Add alternative VAE decoding node

This was actually unused code in the VAE model, only does spatial tiling though, but seams look better
2024-10-25 15:30:20 +03:00 · 2024-10-25 15:30:20 +03:00 · 36a4275b3b
commit 36a4275b3b
parent 4c72322e8b
3 changed files with 53 additions and 2 deletions
--- a/fp8_optimization.py
+++ b/fp8_optimization.py
@ -30,7 +30,7 @@ def fp8_linear_forward(cls, original_dtype, input):

            if isinstance(o, tuple):
                o = o[0]
-                
+
            if tensor_2d:
                return o.reshape(input.shape[0], -1)

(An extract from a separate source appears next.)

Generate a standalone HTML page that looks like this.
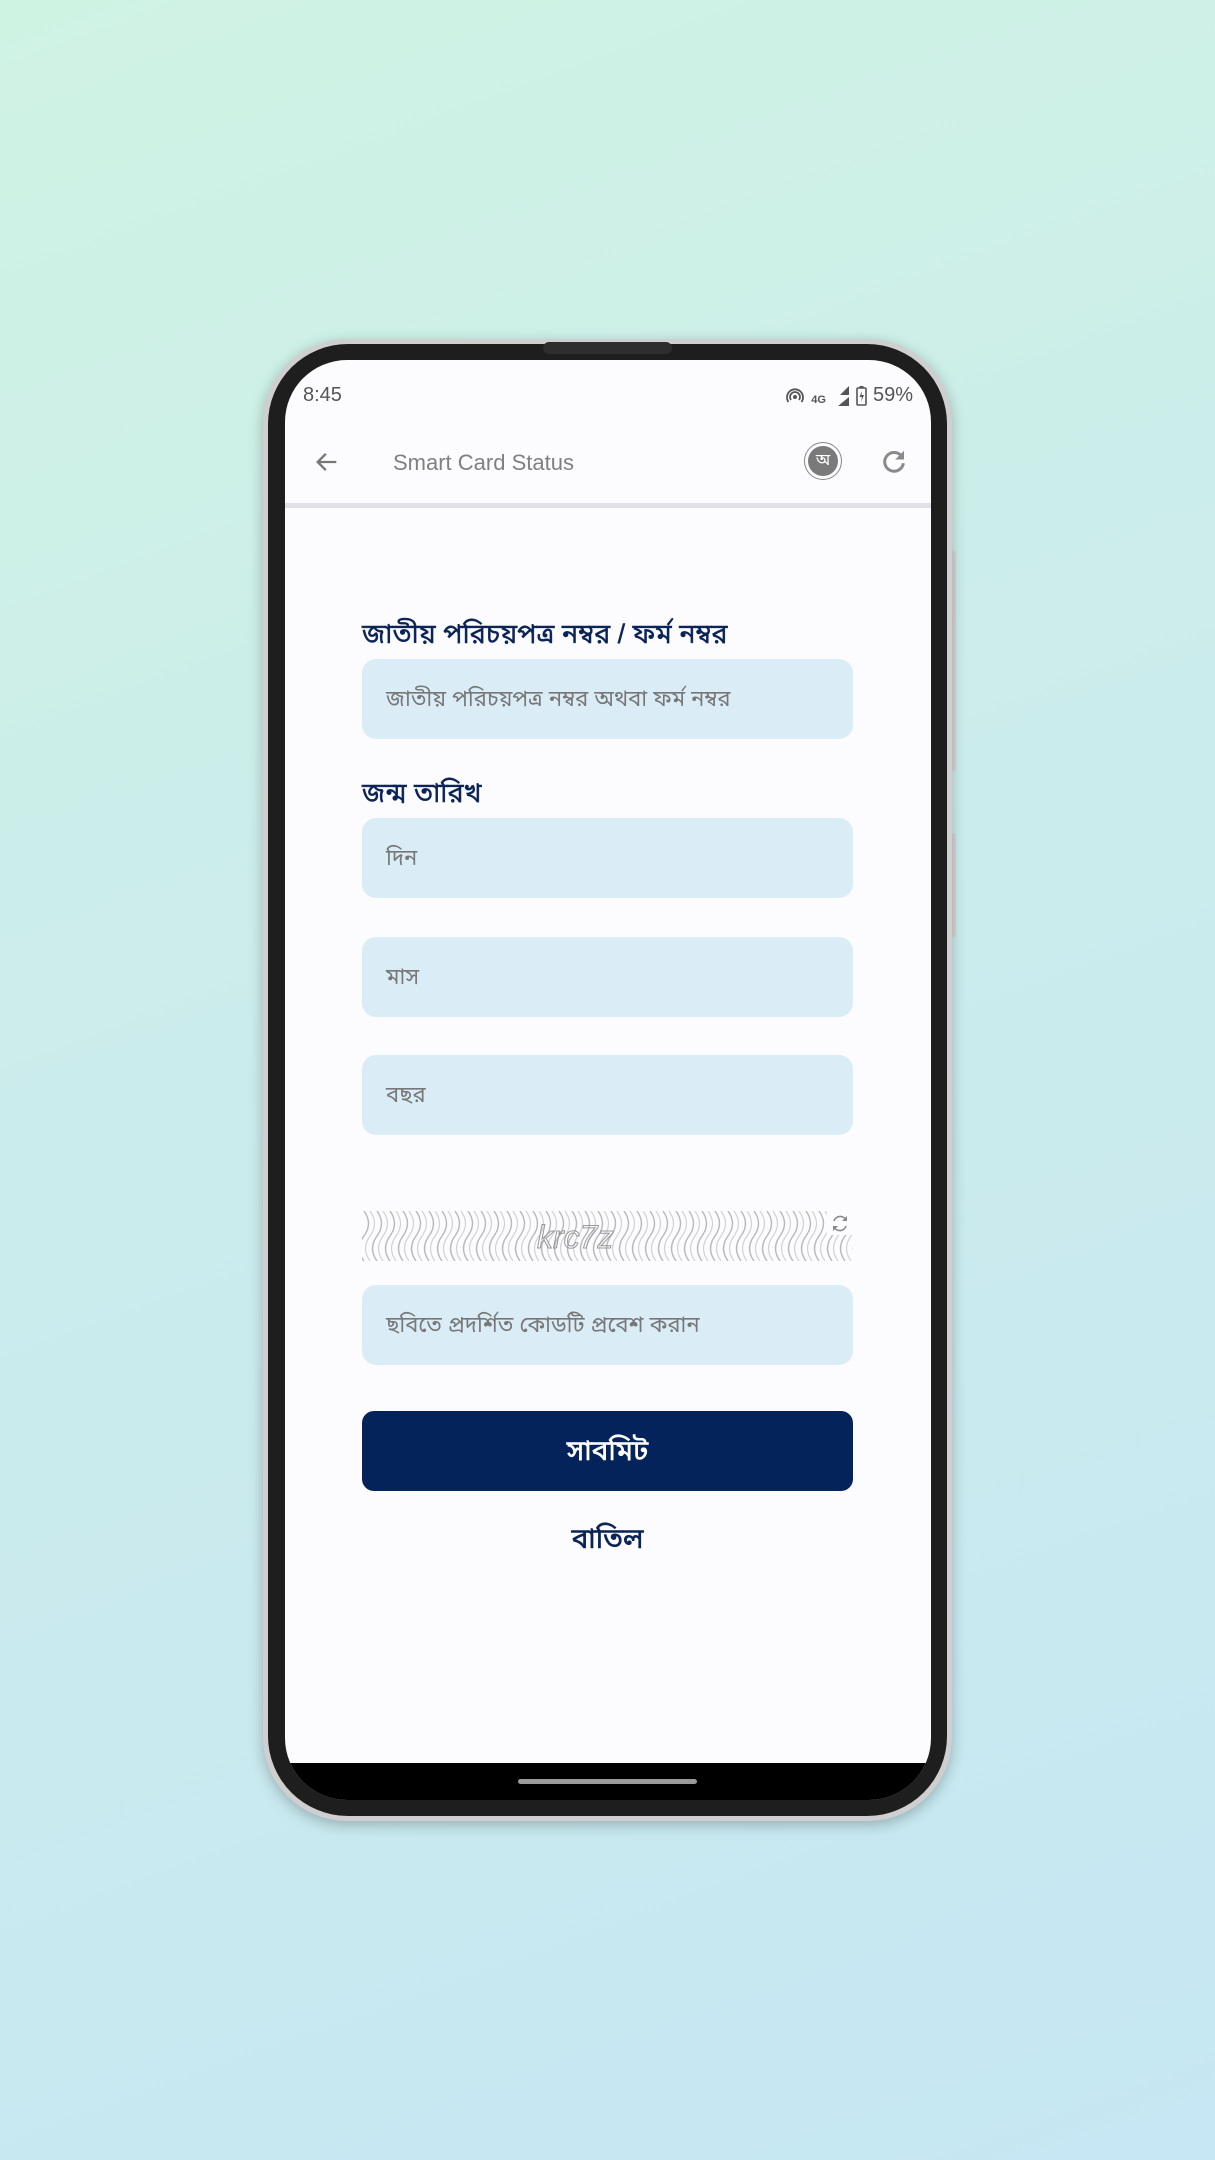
<!DOCTYPE html>
<html><head><meta charset="utf-8"><style>
*{margin:0;padding:0;box-sizing:border-box}
html,body{width:1215px;height:2160px;overflow:hidden}
body{background:linear-gradient(160deg,#cff3e3 0%,#cbecec 45%,#c6e7f3 100%);font-family:"Liberation Sans","Noto Sans Bengali","Lohit Bengali",sans-serif;position:relative}
.abs{position:absolute}
.phone{left:263px;top:339px;width:689px;height:1482px;border-radius:84px;background:#cfcfcf;box-shadow:0 4px 14px rgba(0,0,0,.25)}
.bezel{left:268px;top:344px;width:679px;height:1472px;border-radius:80px;background:#1e1e1e}
.screen{left:285px;top:360px;width:646px;height:1440px;border-radius:62px;background:#fcfbfe;overflow:hidden}
.field{position:absolute;left:77px;width:491px;height:80px;border-radius:14px;background:#daedf7;color:#777;font-size:22px;padding-left:24px;line-height:80px}
.label{position:absolute;left:77px;color:#0b2457;font-size:27px;font-weight:normal;-webkit-text-stroke:0.4px #0b2457}
</style></head><body>
<div class="abs" style="left:950px;top:551px;width:6px;height:220px;background:#d6d6d6;border-radius:3px"></div>
<div class="abs" style="left:950px;top:833px;width:6px;height:104px;background:#d6d6d6;border-radius:3px"></div>
<div class="abs phone"></div>
<div class="abs bezel"></div>
<div class="abs" style="left:543px;top:342px;width:129px;height:12px;border-radius:6px;background:#2e2e2e"></div>
<div class="abs screen">
  <div class="abs" style="left:18px;top:24px;font-size:20px;color:#555">8:45</div>
  <div class="abs" style="right:18px;top:24px;font-size:20px;color:#555;display:flex;align-items:center;gap:6px">
    <svg width="20" height="20" viewBox="0 0 20 20"><circle cx="10" cy="11" r="2" fill="#555"/><path d="M6 14a5 5 0 1 1 8 0M3.5 16a8 8 0 1 1 13 0" fill="none" stroke="#555" stroke-width="1.8"/></svg>
    <span style="font-size:11px;font-weight:bold;margin-top:8px">4G</span>
    <svg width="18" height="22" viewBox="0 0 18 22"><path d="M17 1V10L8 10Z M17 12V21H6Z" fill="#555"/></svg>
    <svg width="11" height="20" viewBox="0 0 11 20"><rect x="1" y="2" width="9" height="17" rx="1" fill="none" stroke="#555" stroke-width="1.6"/><rect x="3.5" y="0" width="4" height="2" fill="#555"/><path d="M6 5 3.5 11H6L5 16 8 9H5.5Z" fill="#555"/></svg>
    <span>59%</span>
  </div>
  <svg class="abs" style="left:28px;top:88px" width="28" height="28" viewBox="0 0 24 24"><path d="M20 12H5M11 5 4 12l7 7" fill="none" stroke="#777" stroke-width="2"/></svg>
  <div class="abs" style="left:108px;top:89px;font-size:22px;color:#808080;line-height:28px">Smart Card Status</div>
  <div class="abs" style="left:519px;top:82px;width:38px;height:38px;border-radius:50%;border:1.5px solid #888;display:flex;align-items:center;justify-content:center"><div style="width:30px;height:30px;border-radius:50%;background:#7a7a7a;color:#fff;font-size:16px;text-align:center;line-height:30px">অ</div></div>
  <svg class="abs" style="left:594px;top:87px" width="30" height="30" viewBox="0 0 24 24"><path d="M18.5 8A7.5 7.5 0 1 0 19.5 13" fill="none" stroke="#8a8a8a" stroke-width="2.4"/><path d="M20 3v7h-7z" fill="#8a8a8a"/></svg>
  <div class="abs" style="left:0;top:143px;width:646px;height:5px;background:#e2e1ea"></div>

  <div class="label" style="top:259px">জাতীয় পরিচয়পত্র নম্বর / ফর্ম নম্বর</div>
  <div class="field" style="top:299px">জাতীয় পরিচয়পত্র নম্বর অথবা ফর্ম নম্বর</div>
  <div class="label" style="top:418px">জন্ম তারিখ</div>
  <div class="field" style="top:458px">দিন</div>
  <div class="field" style="top:577px">মাস</div>
  <div class="field" style="top:695px">বছর</div>

  <svg class="abs" style="left:77px;top:851px" width="491" height="50">
    <defs><pattern id="w" width="13" height="50" patternUnits="userSpaceOnUse"><path d="M2 0Q11 12.5 2 25Q-7 37.5 2 50M15 0Q24 12.5 15 25Q6 37.5 15 50" fill="none" stroke="#b8b8b8" stroke-width="1.4"/><path d="M8 0Q17 12.5 8 25Q-1 37.5 8 50M-5 0Q4 12.5 -5 25" fill="none" stroke="#d2d2d2" stroke-width="1.2"/></pattern></defs>
    <rect width="491" height="50" fill="url(#w)"/>
    <rect x="465" y="0" width="26" height="24" fill="#fcfbfe"/>
    <path d="M484 9A6.5 6.5 0 0 0 472 10M472 16A6.5 6.5 0 0 0 484 15" fill="none" stroke="#888" stroke-width="1.6"/>
    <path d="M485 5v5h-5zM471 20v-5h5z" fill="#888"/>
    <text x="175" y="37" font-size="32" font-style="italic" fill="none" stroke="#999" stroke-width="1" font-family="Liberation Sans">krc7z</text>
  </svg>
  <div class="field" style="top:925px">ছবিতে প্রদর্শিত কোডটি প্রবেশ করান</div>
  <div class="abs" style="left:77px;top:1051px;width:491px;height:80px;border-radius:12px;background:#04235a;color:#fff;font-size:28px;text-align:center;line-height:80px;-webkit-text-stroke:0.6px #fff">সাবমিট</div>
  <div class="abs" style="left:77px;top:1163px;width:491px;text-align:center;color:#0b2457;font-size:28px;-webkit-text-stroke:0.6px #0b2457">বাতিল</div>

  <div class="abs" style="left:0;top:1403px;width:646px;height:40px;background:#000"></div>
  <div class="abs" style="left:233px;top:1419px;width:179px;height:5px;border-radius:3px;background:#9a9a9a"></div>
</div>
</body></html>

@ -38,7 +38,6 @@ def fp8_linear_forward(cls, original_dtype, input):
        else:
            cls.to(original_dtype)
            out = cls.original_forward(input.to(original_dtype))
-            cls.to(original_dtype)
            return out
    else:
        return cls.original_forward(input)
--- a/mochi_preview/vae/pycache/model.cpython-312.pyc
+++ b/mochi_preview/vae/pycache/model.cpython-312.pyc
--- a/nodes.py
+++ b/nodes.py
@ -464,6 +464,56 @@ class MochiDecode:

        return (frames,)

+class MochiDecodeSpatialTiling:
+    @classmethod
+    def INPUT_TYPES(s):
+        return {"required": {
+            "vae": ("MOCHIVAE",),
+            "samples": ("LATENT", ),
+            "enable_vae_tiling": ("BOOLEAN", {"default": False, "tooltip": "Drastically reduces memory use but may introduce seams"}),
+            "num_tiles_w": ("INT", {"default": 4, "min": 2, "max": 64, "step": 2, "tooltip": "Number of horizontal tiles"}),
+            "num_tiles_h": ("INT", {"default": 4, "min": 2, "max": 64, "step": 2, "tooltip": "Number of vertical tiles"}),
+            "overlap": ("INT", {"default": 16, "min": 0, "max": 256, "step": 1, "tooltip": "Number of pixel of overlap between adjacent tiles"}),
+            "min_block_size": ("INT", {"default": 1, "min": 1, "max": 256, "step": 1, "tooltip": "Minimum number of pixels in each dimension when subdividing"}),
+            },
+        }
+
+    RETURN_TYPES = ("IMAGE",)
+    RETURN_NAMES = ("images",)
+    FUNCTION = "decode"
+    CATEGORY = "MochiWrapper"
+
+    def decode(self, vae, samples, enable_vae_tiling, num_tiles_w, num_tiles_h, overlap, 
+               min_block_size):
+        device = mm.get_torch_device()
+        offload_device = mm.unet_offload_device()
+        intermediate_device = mm.intermediate_device()
+        samples = samples["samples"]
+        samples = samples.to(torch.bfloat16).to(device)
+
+        B, C, T, H, W = samples.shape
+
+        vae.to(device)
+        
+        with torch.autocast(mm.get_autocast_device(device), dtype=torch.bfloat16):
+            if enable_vae_tiling:
+                from .mochi_preview.vae.model import apply_tiled
+                logging.warning("Decoding with tiling...")
+                frames = apply_tiled(vae, samples, num_tiles_w = num_tiles_w, num_tiles_h = num_tiles_h, overlap=overlap, min_block_size=min_block_size)
+            else:
+                logging.info("Decoding without tiling...")
+                frames = vae(samples)
+                
+        vae.to(offload_device)
+
+        frames = frames.float()
+        frames = (frames + 1.0) / 2.0
+        frames.clamp_(0.0, 1.0)
+
+        frames = rearrange(frames, "b c t h w -> (t b) h w c").to(intermediate_device)
+
+        return (frames,)
+

 NODE_CLASS_MAPPINGS = {
    "DownloadAndLoadMochiModel": DownloadAndLoadMochiModel,
@ -472,6 +522,7 @@ NODE_CLASS_MAPPINGS = {
    "MochiTextEncode": MochiTextEncode,
    "MochiModelLoader": MochiModelLoader,
    "MochiVAELoader": MochiVAELoader,
+    "MochiDecodeSpatialTiling": MochiDecodeSpatialTiling
 }
 NODE_DISPLAY_NAME_MAPPINGS = {
    "DownloadAndLoadMochiModel": "(Down)load Mochi Model",
@ -480,4 +531,5 @@ NODE_DISPLAY_NAME_MAPPINGS = {
    "MochiTextEncode": "Mochi TextEncode",
    "MochiModelLoader": "Mochi Model Loader",
    "MochiVAELoader": "Mochi VAE Loader",
+    "MochiDecodeSpatialTiling": "Mochi VAE Decode Spatial Tiling"
    }